The Force module allows application of simulated forces to particles over time, simulating wind, vortices, drag, and other physical phenomena.

  • Acceleration - This allows an acceleration to be applied to particles after they are emitted, over time.

  • Drag

  • Vortex Force - simulates a vortex of force being applied (tornado, etc)

    • Vortex Axis controls the orientation (the “up axis”) of the vortex.
    • Origin controls an offset from the origin where the center of the vortex is.
    • Origin Pull - Strength of force pulling particles to the origin.
    • Vortex Rate - Rate of revolution of the vortex (changing the direction of pull).
    • Vortex Radius - The size of the vortex.

  • Noise - simulates random noise as if the particles were in a noisy medium by using a 3d field of Jacobian Simplex Noise.

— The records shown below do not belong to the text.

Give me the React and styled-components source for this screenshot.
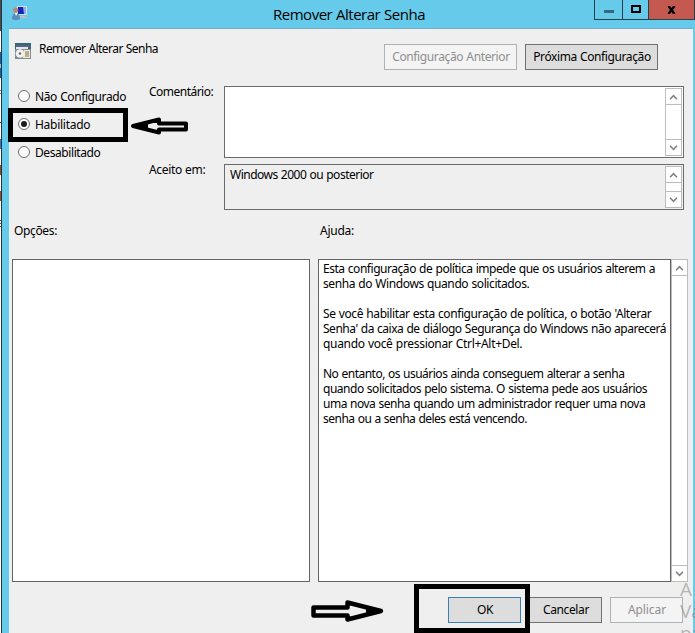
import React from 'react';
import styled, { createGlobalStyle, css } from 'styled-components';

const Global = createGlobalStyle`
  * { box-sizing: border-box; }
  html, body { margin: 0; padding: 0; overflow: hidden; }
  body { font: 12px/15px "Noto Sans", "Open Sans", sans-serif; color: #000; }
`;

const Screen = styled.div`
  position: relative;
  display: grid;
  grid-template-columns: 1px 1px minmax(0, 1fr);
  width: 695px;
  height: 633px;
  overflow: hidden;
  background: #66caea;
`;

const Backdrop = styled.div`
  background: linear-gradient(
    #4b4b4d 0 31px, #fff 31px 52px, #0b64b0 52px 64px, #9cc4e6 64px 68px,
    #0b64b0 68px 78px, #fff 78px 90px, #777 90px 91px, #fff 91px 93px,
    #777 93px 94px, #fff 94px 122px, #444 122px 123px, #fff 123px 139px,
    #2c80c8 139px 149px, #fff 149px 165px, #8f4a28 165px 175px, #fff 175px 191px,
    #9d4b24 191px 201px, #fff 201px 220px, #555 220px 221px, #fff 221px 223px,
    #555 223px 224px, #fff 224px 226px, #555 226px 227px, #fff 227px
  );
`;

const Edge = styled.div`
  background: #26333c;
`;

const Window = styled.section`
  display: flex;
  flex-direction: column;
  padding: 0 2px 0 7px;
  background: #66caea;
`;

const TitleBar = styled.header`
  display: grid;
  grid-template-columns: 1fr auto 1fr;
  height: 28px;
  flex: none;
  margin-right: -2px;
`;

const AppIcon = styled.svg`
  width: 16px;
  height: 16px;
  margin: 5px 0 0 3px;
`;

const Title = styled.h1`
  margin: 0 3px 0 -3px;
  font: 400 15px/28px "Open Sans", sans-serif;
  letter-spacing: -0.49px;
  word-spacing: 0.4px;
`;

const Controls = styled.div`
  display: flex;
  justify-self: end;
  height: 20px;
  border: solid #27414c;
  border-width: 0 1px 1px;
`;

const Control = styled.button`
  display: flex;
  align-items: center;
  justify-content: center;
  width: ${(p) => p.$w}px;
  padding: 0;
  border: solid #27414c;
  border-width: 0 ${(p) => (p.$close ? 0 : 1)}px 0 0;
  background: ${(p) => (p.$close ? '#c4594f' : '#66caea')};
`;

const Client = styled.main`
  display: flex;
  flex-direction: column;
  flex: 1;
  border-top: 1px solid #78aac8;
  background: #efefef;
`;

const Text = styled.span`
  white-space: pre;
  letter-spacing: ${(p) => p.$ls || 0}px;
  word-spacing: 0.5px;
`;

const PolicyHeader = styled.div`
  display: flex;
  align-items: flex-start;
  height: 57px;
  padding: 14px 0 0 6px;
`;

const PolicyIcon = styled.svg`
  flex: none;
  width: 16px;
  height: 16px;
`;

const PolicyName = styled.div`
  flex: 1;
  margin: -2px 0 0 8px;
`;

const NavButtons = styled.div`
  display: flex;
  gap: 8px;
  margin: 1px 35px 0 0;
`;

const Button = styled.button`
  width: ${(p) => p.$w}px;
  height: 26px;
  padding: 0 0 1px 1px;
  border: 1px solid #707070;
  background: #ddd;
  color: #000;
  font: inherit;
  line-height: 23px;
  ${(p) => p.$focus && css`border-color: #3c7fb1;`}
  ${(p) => p.disabled && css`
    border-color: #adb2b5;
    background: #f4f4f4;
    color: #8f8f8f;
  `}
`;

const Form = styled.div`
  display: grid;
  grid-template-columns: 140px 75px 460px;
  height: 124px;
`;

const Radios = styled.div`
  display: flex;
  flex-direction: column;
  gap: 12px;
  padding: 2px 0 0 9px;
`;

const RadioLabel = styled.label`
  display: flex;
  align-items: center;
  gap: 5px;
  height: 16px;
`;

const RadioDot = styled.i`
  display: flex;
  align-items: center;
  justify-content: center;
  width: 12px;
  height: 12px;
  border: 1px solid #6c6c6c;
  border-radius: 50%;
  background: #fff;
  &::after {
    content: "";
    width: 6px;
    height: 6px;
    border-radius: 50%;
    background: ${(p) => (p.$on ? '#1c1c1c' : 'transparent')};
  }
`;

const Labels = styled.div`
  display: grid;
  grid-template-rows: 78px 1fr;
  margin-top: -2px;
`;

const Fields = styled.div`
  display: grid;
  grid-template-rows: 72px 46px;
  gap: 6px;
`;

const Field = styled.div`
  display: flex;
  justify-content: space-between;
  padding: 1px;
  border: 1px solid #6b6b6b;
  background: ${(p) => (p.$readOnly ? '#efefef' : '#fff')};
`;

const FieldText = styled.div`
  padding: 1px 0 0 4px;
`;

const Scroll = styled.div`
  display: flex;
  flex-direction: column;
  justify-content: space-between;
  width: 17px;
  border: 1px solid #bcbcbc;
  background: #fff;
`;

const ScrollButton = styled.div`
  display: flex;
  align-items: center;
  justify-content: center;
  height: 16px;
  border: solid #bcbcbc;
  border-width: ${(p) => (p.$down ? '1px 0 0' : '0 0 1px')};
`;

const Captions = styled.div`
  display: grid;
  grid-template-columns: 306px 1fr;
  height: 49px;
  padding: 13px 0 0 5px;
`;

const Panels = styled.div`
  display: grid;
  grid-template-columns: 298px 8px 353px 17px;
  height: 323px;
  padding-left: 3px;
`;

const Panel = styled.div`
  border: 1px solid #646464;
  background: #fff;
`;

const HelpPanel = styled(Panel)`
  grid-column: 3;
  display: flex;
  flex-direction: column;
  padding: 1px 0 0 4px;
`;

const HelpGroup = styled.p`
  display: flex;
  flex-direction: column;
  margin: 0 0 15px;
`;

const Footer = styled.footer`
  display: flex;
  justify-content: flex-end;
  gap: 8px;
  padding: 15px 10px 0 0;
`;

const Frame = styled.div`
  position: absolute;
  left: ${(p) => p.$x}px;
  top: ${(p) => p.$y}px;
  width: ${(p) => p.$w}px;
  height: ${(p) => p.$h}px;
  border: 5px solid #000;
`;

const Arrow = styled.svg`
  position: absolute;
  left: ${(p) => p.$x}px;
  top: ${(p) => p.$y}px;
  fill: none;
  stroke: #000;
  stroke-linejoin: round;
`;

const Watermark = styled.div`
  position: absolute;
  left: 680px;
  top: 578px;
  font: 19px/22px "Open Sans", sans-serif;
  color: rgba(120, 120, 120, 0.5);
  white-space: pre;
`;

function Chevron({ down }) {
  return (
    <svg width="9" height="6" viewBox="0 0 9 6" fill="none" stroke="#838383" strokeWidth="1.6">
      <path d={down ? 'M1 .8 4.5 4.3 8 .8' : 'M1 5.2 4.5 1.7 8 5.2'} />
    </svg>
  );
}

function ScrollBar() {
  return (
    <Scroll>
      <ScrollButton><Chevron /></ScrollButton>
      <ScrollButton $down><Chevron down /></ScrollButton>
    </Scroll>
  );
}

const options = [
  ['Não Configurado', -0.4],
  ['Habilitado', -0.27],
  ['Desabilitado', -0.42],
];

const help = [
  [
    ['Esta configuração de política impede que os usuários alterem a', -0.46],
    ['senha do Windows quando solicitados.', -0.4],
  ],
  [
    ["Se você habilitar esta configuração de política, o botão 'Alterar", -0.4],
    ["Senha' da caixa de diálogo Segurança do Windows não aparecerá", -0.48],
    ['quando você pressionar Ctrl+Alt+Del.', -0.32],
  ],
  [
    ['No entanto, os usuários ainda conseguem alterar a senha', -0.51],
    ['quando solicitados pelo sistema. O sistema pede aos usuários', -0.48],
    ['uma nova senha quando um administrador requer uma nova', -0.49],
    ['senha ou a senha deles está vencendo.', -0.51],
  ],
];

export default function App() {
  return (
    <Screen>
      <Global />
      <Backdrop />
      <Edge />
      <Window>
        <TitleBar>
          <AppIcon viewBox="0 0 16 16">
            <path d="M5 1h10v9H5z" fill="#d9dde0" />
            <path d="M6 2h8v7H6z" fill="#1226b8" />
            <path d="M11 2h3v7h-2z" fill="#8fa8ee" />
            <path d="M8 11h5v1h2v1H7z" fill="#b9c0bd" />
            <circle cx="3.7" cy="5" r="2.6" fill="#b9896a" />
            <path d="M0 14c0-4 2-6 4-6s4 2 4 6c-2 1.500-6 1.500-8 0z" fill="#5c8ebd" />
            <path d="m3 8 1 3 1.500-3z" fill="#fff" />
          </AppIcon>
          <Title>Remover Alterar Senha</Title>
          <Controls>
            <Control $w={28} aria-label="Minimizar">
              <svg width="10" height="20"><path d="M0 10h10v3H0z" fill="#36697a" /></svg>
            </Control>
            <Control $w={26} aria-label="Maximizar">
              <svg width="10" height="20"><path d="M1 6h8v6H1z" fill="none" stroke="#000" strokeWidth="2" /></svg>
            </Control>
            <Control $w={45} $close aria-label="Fechar">
              <svg width="9" height="8" viewBox="0 0 9 8"><path d="m1.500 0 6 8M7.500 0l-6 8" stroke="#000" strokeWidth="2.400" /></svg>
            </Control>
          </Controls>
        </TitleBar>
        <Client>
          <PolicyHeader>
            <PolicyIcon viewBox="0 0 16 16">
              <path d="M0 0h16v16H0z" fill="#2f6a6e" />
              <path d="M1 2h14v3H1z" fill="#59628a" />
              <path d="M1 4h12v2H1z" fill="#e4e8ea" />
              <path d="M0 6h16v10H0z" fill="#858b8f" />
              <circle cx="5" cy="10.500" r="4.300" fill="#f0f2f2" />
              <circle cx="5" cy="10.500" r="1.200" fill="#666" />
              <path d="M9 7h6v8H8z" fill="#f3ecd0" />
              <path d="M10 9h4M10 11h4M10 13h4" stroke="#77705e" />
            </PolicyIcon>
            <PolicyName><Text $ls={-0.56}>Remover Alterar Senha</Text></PolicyName>
            <NavButtons>
              <Button $w={133} disabled><Text $ls={-0.38}>Configuração Anterior</Text></Button>
              <Button $w={133}><Text $ls={-0.4}>Próxima Configuração</Text></Button>
            </NavButtons>
          </PolicyHeader>
          <Form>
            <Radios>
              {options.map(([name, ls], i) => (
                <RadioLabel key={name}>
                  <RadioDot $on={i === 1} />
                  <Text $ls={ls}>{name}</Text>
                </RadioLabel>
              ))}
            </Radios>
            <Labels>
              <Text $ls={-0.52}>Comentário:</Text>
              <Text $ls={-0.34}>Aceito em:</Text>
            </Labels>
            <Fields>
              <Field>
                <FieldText />
                <ScrollBar />
              </Field>
              <Field $readOnly>
                <FieldText><Text $ls={-0.5}>Windows 2000 ou posterior</Text></FieldText>
                <ScrollBar />
              </Field>
            </Fields>
          </Form>
          <Captions>
            <Text $ls={-0.36}>Opções:</Text>
            <Text $ls={-0.25}>Ajuda:</Text>
          </Captions>
          <Panels>
            <Panel />
            <HelpPanel>
              {help.map((lines, i) => (
                <HelpGroup key={i}>
                  {lines.map(([line, ls]) => <Text key={line} $ls={ls}>{line}</Text>)}
                </HelpGroup>
              ))}
            </HelpPanel>
            <ScrollBar />
          </Panels>
          <Footer>
            <Button $w={73} $focus><Text $ls={-0.4}>OK</Text></Button>
            <Button $w={73}><Text $ls={-0.37}>Cancelar</Text></Button>
            <Button $w={73} disabled><Text $ls={-0.1}>Aplicar</Text></Button>
          </Footer>
        </Client>
      </Window>
      <Frame $x={8} $y={108} $w={120} $h={34} />
      <Frame $x={414} $y={584} $w={116} $h={49} />
      <Arrow $x={128} $y={114} width="64" height="24" strokeWidth="4">
        <path d="M5 12 31 5.500v4h27v6H31v3z" />
        <path d="M4 12 20 9v6z" fill="#000" stroke="none" />
      </Arrow>
      <Arrow $x={308} $y={597} width="80" height="28" strokeWidth="4.5">
        <path d="M5.500 10.500h34v-5L73 14 39.500 22.500v-4h-34z" />
        <path d="m74 14-16-4v8z" fill="#000" stroke="none" />
      </Arrow>
      <Watermark>{'A\nVa\npa'}</Watermark>
    </Screen>
  );
}
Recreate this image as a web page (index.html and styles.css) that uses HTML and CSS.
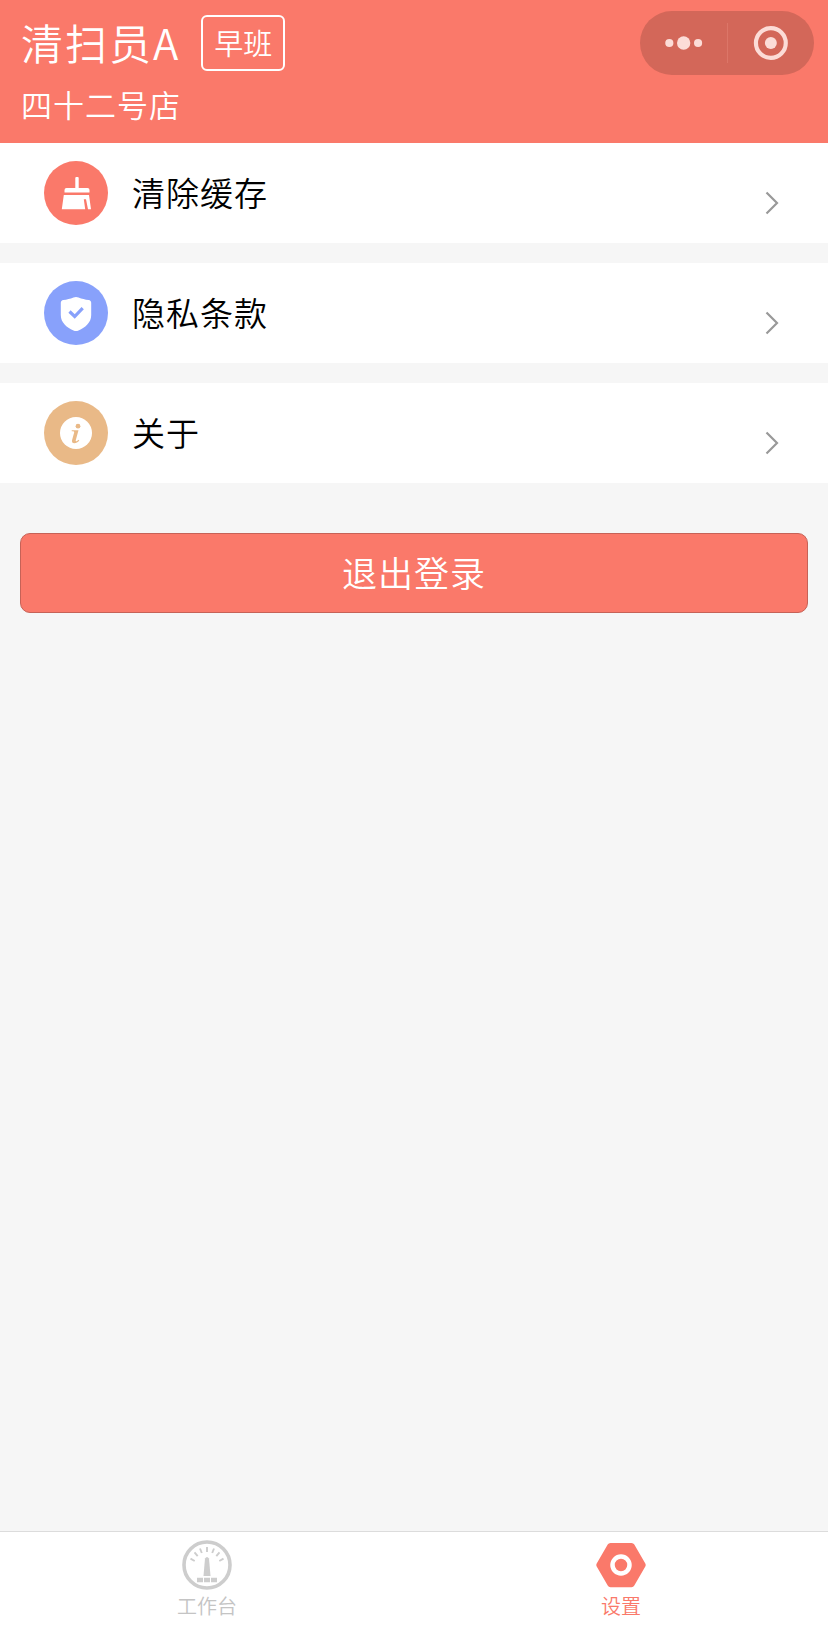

    • Noise Strength - controls the strength of the noise effect - the larger the number, the more exaggerated the effect will be, imparting more force.
    • Noise Frequency - frequency of the noise - the larger this number, the bigger the clumps and voids of the noise are, the smaller the number, the more tightly clumped and smaller the features of the noise, leading to more preturbation on a smaller scale.
    • Pan Noise - If this is set to ON, the location the noise is being sampled from the noise field will pan by Pan Noise Field each frame.
    • Pan Noise Field - if Pan Noise is set to ON, this is how far to pan the sample point in the field, each frame. This effectively translates the entire field each frame, having an effect similar to ocean waves moving underneath objects, preturbing their motion, as opposed to a static frozen field of bumpy ice causing objects to move along static slopes. (But in 3D).
    • Random Seed - changes the random seed used to generate the noise. Each different seed produces a different 3d noise field.
    • Randomization Vector - The larger this number, the more “randomly” particles will behave with respect to each other. If this is zero, particles will behave as if bound in the same field, with nearby particles receiving similar forces from the field. If this number is non zero, then the larger it is, the less the relationship between how close particles are to each other will matter to which forces are imparted to them.

  • Particle Collision

    • Simulates particles colliding with a bounds object and bouncing.
    • Collision Type
      • Currently, only Plane is available. This simulates there being a collision plane at a specified location, which particles bounce off.
    • Collision Radius - Particles are assumed to be spheres, to simplify the bounce collision calculations. This section specifies how that sphere’s radius is caculated.
      • Calculation Type
        • Sprite - Use the sprite to calculate the sphere
        • Mesh - (For Mesh Particles) use the bounds of the mesh
        • Custom - Specify a radius manually
      • Calculation Method
        • BOUNDS - Use the bounding box of the object to calculate a radius. The sphere will be inscribed within this range. Good for circular sprites.
        • MAXIMUM AXIS - Take the bounding box, then take the largest axis in it and use half that as the radius.
        • MINIMUM AXIS - Take the bounding box, then use the smallest axis in it and use half that as the radius.
      • Radius Scale - scale the final calculated radius by this amount, to make a small adjustment
      • Radius (Only available if “Custom” is selected for Calculation Type) - Manually specify the actual radius.
    • Bounce
      • Restitution - Essentially, the amount of the incoming velocity to maintain after a bounce. 0 would cause the particles to stick to the plane, 1.0 is a perfect elastic collistion, and anywhere between 0.0 and 1.0 is partially bouncy
      • Randomize Normal - simulates a rough surface by preturbing the normal of collision with the plane
    • UseTwoPlane - If set to on, 2 collision planes will be used, instead of one.
      • Collision Plane 1 and Collision Plane 2 define the planes - for example, the ‘floor’ would be a plane positioned at (0,0,0) pointing upwards (0,0,1).